# Start of DATASET EXCERPT

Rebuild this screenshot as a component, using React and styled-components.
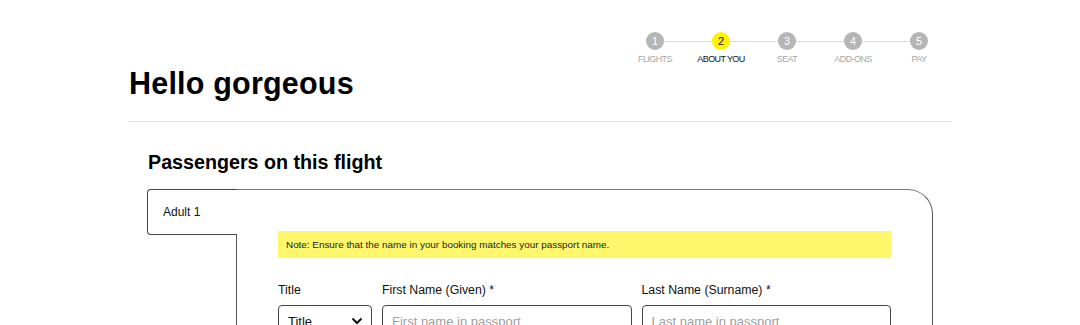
import React from "react";
import styled, { createGlobalStyle } from "styled-components";

const Global = createGlobalStyle`
  html, body { margin: 0; padding: 0; background: #fff; }
  body { font-family: "Liberation Sans", Arial, sans-serif; color: #111; }
  * { box-sizing: border-box; }
`;

const Page = styled.div`
  width: 824px;
  margin: 0 auto;
  padding-top: 32px;
`;

const Header = styled.header`
  display: flex;
  flex-direction: column;
`;

const Stepper = styled.ol`
  list-style: none;
  margin: 0;
  padding: 0;
  display: flex;
  align-self: flex-end;
`;

const Step = styled.li`
  position: relative;
  width: 66px;
  display: flex;
  flex-direction: column;
  align-items: center;
  gap: 4px;
  &:not(:last-child)::after {
    content: "";
    position: absolute;
    top: 9px;
    left: calc(50% + 9px);
    width: 48px;
    height: 1px;
    background: #d9d9d9;
  }
`;

const Dot = styled.span`
  width: 18px;
  height: 18px;
  border-radius: 50%;
  background: ${(p) => (p.$active ? "#fff200" : "#b5b5b5")};
  color: ${(p) => (p.$active ? "#111" : "#fff")};
  font-size: 11px;
  display: flex;
  align-items: center;
  justify-content: center;
`;

const StepLabel = styled.span`
  font-size: 9px;
  line-height: 10px;
  letter-spacing: -0.6px;
  text-transform: uppercase;
  color: ${(p) => (p.$active ? "#111" : "#a6a6a6")};
  white-space: nowrap;
`;

const Title = styled.h1`
  margin: 2px 0 0 1px;
  font-size: 30.5px;
  font-weight: 700;
  line-height: 34px;
  letter-spacing: 0.2px;
  color: #000;
`;

const Rule = styled.hr`
  margin: 21px 0 0;
  border: 0;
  height: 1px;
  background: #e3e3e3;
`;

const Section = styled.section`
  padding: 28px 0 0 19px;
`;

const SectionTitle = styled.h2`
  margin: 0 0 15px 1px;
  font-size: 19.7px;
  font-weight: 700;
  line-height: 24px;
  color: #000;
`;

const Tabs = styled.div`
  display: flex;
  align-items: flex-start;
  width: 786px;
`;

const Tab = styled.div`
  position: relative;
  z-index: 1;
  width: 90px;
  height: 46px;
  margin-right: -1px;
  background: #fff;
  border: 1px solid #444;
  border-right: 0;
  border-radius: 4px 0 0 4px;
  display: flex;
  align-items: center;
  padding-left: 15px;
  font-size: 12px;
  color: #111;
`;

const Panel = styled.div`
  flex: 1;
  border: 1px solid #555;
  border-top-color: #777;
  border-bottom: 0;
  border-radius: 0 25px 0 0;
  padding: 41px 41px 40px 41px;
  min-height: 200px;
`;

const Note = styled.div`
  background: #fff76b;
  height: 27px;
  display: flex;
  align-items: center;
  padding-left: 8px;
  font-size: 9.9px;
  color: #222;
`;

const FormRow = styled.div`
  display: grid;
  grid-template-columns: 94px 1fr 1fr;
  column-gap: 10px;
  margin-top: 25px;
`;

const Field = styled.label`
  display: flex;
  flex-direction: column;
  gap: 7px;
`;

const FieldLabel = styled.span`
  font-size: 12.3px;
  line-height: 15px;
  color: #111;
`;

const Input = styled.input`
  height: 32px;
  border: 1px solid #444;
  border-radius: 4px;
  padding: 0 9px;
  font: inherit;
  font-size: 13px;
  color: #111;
  &::placeholder { color: #a0a0a0; }
`;

const SelectBox = styled.div`
  height: 32px;
  border: 1px solid #444;
  border-radius: 4px;
  padding: 0 8px 0 9px;
  display: flex;
  align-items: center;
  justify-content: space-between;
  font-size: 13px;
  color: #111;
`;

const steps = ["Flights", "About you", "Seat", "Add-ons", "Pay"];

export default function App() {
  return (
    <>
      <Global />
      <Page>
        <Header>
          <Stepper>
            {steps.map((s, i) => (
              <Step key={s}>
                <Dot $active={i === 1}>{i + 1}</Dot>
                <StepLabel $active={i === 1}>{s}</StepLabel>
              </Step>
            ))}
          </Stepper>
          <Title>Hello gorgeous</Title>
        </Header>
        <Rule />
        <Section>
          <SectionTitle>Passengers on this flight</SectionTitle>
          <Tabs>
            <Tab>Adult 1</Tab>
            <Panel>
              <Note>Note: Ensure that the name in your booking matches your passport name.</Note>
              <FormRow>
                <Field>
                  <FieldLabel>Title</FieldLabel>
                  <SelectBox>
                    <span>Title</span>
                    <svg width="12" height="8" viewBox="0 0 12 8">
                      <path d="M1.5 1.5 L6 6 L10.5 1.5" fill="none" stroke="#111" strokeWidth="2" />
                    </svg>
                  </SelectBox>
                </Field>
                <Field>
                  <FieldLabel>First Name (Given) *</FieldLabel>
                  <Input placeholder="First name in passport" />
                </Field>
                <Field>
                  <FieldLabel>Last Name (Surname) *</FieldLabel>
                  <Input placeholder="Last name in passport" />
                </Field>
              </FormRow>
            </Panel>
          </Tabs>
        </Section>
      </Page>
    </>
  );
}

# End of DATASET EXCERPT

__JOB__
Reproduce all of the material exactly, apart from the pictures.

__COMPLETED EXERCISE__
Rebuild this screenshot as a component, using React and styled-components.
import React from "react";
import styled, { createGlobalStyle } from "styled-components";

const Global = createGlobalStyle`
  html, body { margin: 0; padding: 0; background: #fff; }
  body { font-family: "Liberation Sans", Arial, sans-serif; color: #111; }
  * { box-sizing: border-box; }
`;

const Page = styled.div`
  width: 824px;
  margin: 0 auto;
  padding-top: 32px;
`;

const Header = styled.header`
  display: flex;
  flex-direction: column;
`;

const Stepper = styled.ol`
  list-style: none;
  margin: 0;
  padding: 0;
  display: flex;
  align-self: flex-end;
`;

const Step = styled.li`
  position: relative;
  width: 66px;
  display: flex;
  flex-direction: column;
  align-items: center;
  gap: 4px;
  &:not(:last-child)::after {
    content: "";
    position: absolute;
    top: 9px;
    left: calc(50% + 9px);
    width: 48px;
    height: 1px;
    background: #d9d9d9;
  }
`;

const Dot = styled.span`
  width: 18px;
  height: 18px;
  border-radius: 50%;
  background: ${(p) => (p.$active ? "#fff200" : "#b5b5b5")};
  color: ${(p) => (p.$active ? "#111" : "#fff")};
  font-size: 11px;
  display: flex;
  align-items: center;
  justify-content: center;
`;

const StepLabel = styled.span`
  font-size: 9px;
  line-height: 10px;
  letter-spacing: -0.6px;
  text-transform: uppercase;
  color: ${(p) => (p.$active ? "#111" : "#a6a6a6")};
  white-space: nowrap;
`;

const Title = styled.h1`
  margin: 2px 0 0 1px;
  font-size: 30.5px;
  font-weight: 700;
  line-height: 34px;
  letter-spacing: 0.2px;
  color: #000;
`;

const Rule = styled.hr`
  margin: 21px 0 0;
  border: 0;
  height: 1px;
  background: #e3e3e3;
`;

const Section = styled.section`
  padding: 28px 0 0 19px;
`;

const SectionTitle = styled.h2`
  margin: 0 0 15px 1px;
  font-size: 19.7px;
  font-weight: 700;
  line-height: 24px;
  color: #000;
`;

const Tabs = styled.div`
  display: flex;
  align-items: flex-start;
  width: 786px;
`;

const Tab = styled.div`
  position: relative;
  z-index: 1;
  width: 90px;
  height: 46px;
  margin-right: -1px;
  background: #fff;
  border: 1px solid #444;
  border-right: 0;
  border-radius: 4px 0 0 4px;
  display: flex;
  align-items: center;
  padding-left: 15px;
  font-size: 12px;
  color: #111;
`;

const Panel = styled.div`
  flex: 1;
  border: 1px solid #555;
  border-top-color: #777;
  border-bottom: 0;
  border-radius: 0 25px 0 0;
  padding: 41px 41px 40px 41px;
  min-height: 200px;
`;

const Note = styled.div`
  background: #fff76b;
  height: 27px;
  display: flex;
  align-items: center;
  padding-left: 8px;
  font-size: 9.9px;
  color: #222;
`;

const FormRow = styled.div`
  display: grid;
  grid-template-columns: 94px 1fr 1fr;
  column-gap: 10px;
  margin-top: 25px;
`;

const Field = styled.label`
  display: flex;
  flex-direction: column;
  gap: 7px;
`;

const FieldLabel = styled.span`
  font-size: 12.3px;
  line-height: 15px;
  color: #111;
`;

const Input = styled.input`
  height: 32px;
  border: 1px solid #444;
  border-radius: 4px;
  padding: 0 9px;
  font: inherit;
  font-size: 13px;
  color: #111;
  &::placeholder { color: #a0a0a0; }
`;

const SelectBox = styled.div`
  height: 32px;
  border: 1px solid #444;
  border-radius: 4px;
  padding: 0 8px 0 9px;
  display: flex;
  align-items: center;
  justify-content: space-between;
  font-size: 13px;
  color: #111;
`;

const steps = ["Flights", "About you", "Seat", "Add-ons", "Pay"];

export default function App() {
  return (
    <>
      <Global />
      <Page>
        <Header>
          <Stepper>
            {steps.map((s, i) => (
              <Step key={s}>
                <Dot $active={i === 1}>{i + 1}</Dot>
                <StepLabel $active={i === 1}>{s}</StepLabel>
              </Step>
            ))}
          </Stepper>
          <Title>Hello gorgeous</Title>
        </Header>
        <Rule />
        <Section>
          <SectionTitle>Passengers on this flight</SectionTitle>
          <Tabs>
            <Tab>Adult 1</Tab>
            <Panel>
              <Note>Note: Ensure that the name in your booking matches your passport name.</Note>
              <FormRow>
                <Field>
                  <FieldLabel>Title</FieldLabel>
                  <SelectBox>
                    <span>Title</span>
                    <svg width="12" height="8" viewBox="0 0 12 8">
                      <path d="M1.5 1.5 L6 6 L10.5 1.5" fill="none" stroke="#111" strokeWidth="2" />
                    </svg>
                  </SelectBox>
                </Field>
                <Field>
                  <FieldLabel>First Name (Given) *</FieldLabel>
                  <Input placeholder="First name in passport" />
                </Field>
                <Field>
                  <FieldLabel>Last Name (Surname) *</FieldLabel>
                  <Input placeholder="Last name in passport" />
                </Field>
              </FormRow>
            </Panel>
          </Tabs>
        </Section>
      </Page>
    </>
  );
}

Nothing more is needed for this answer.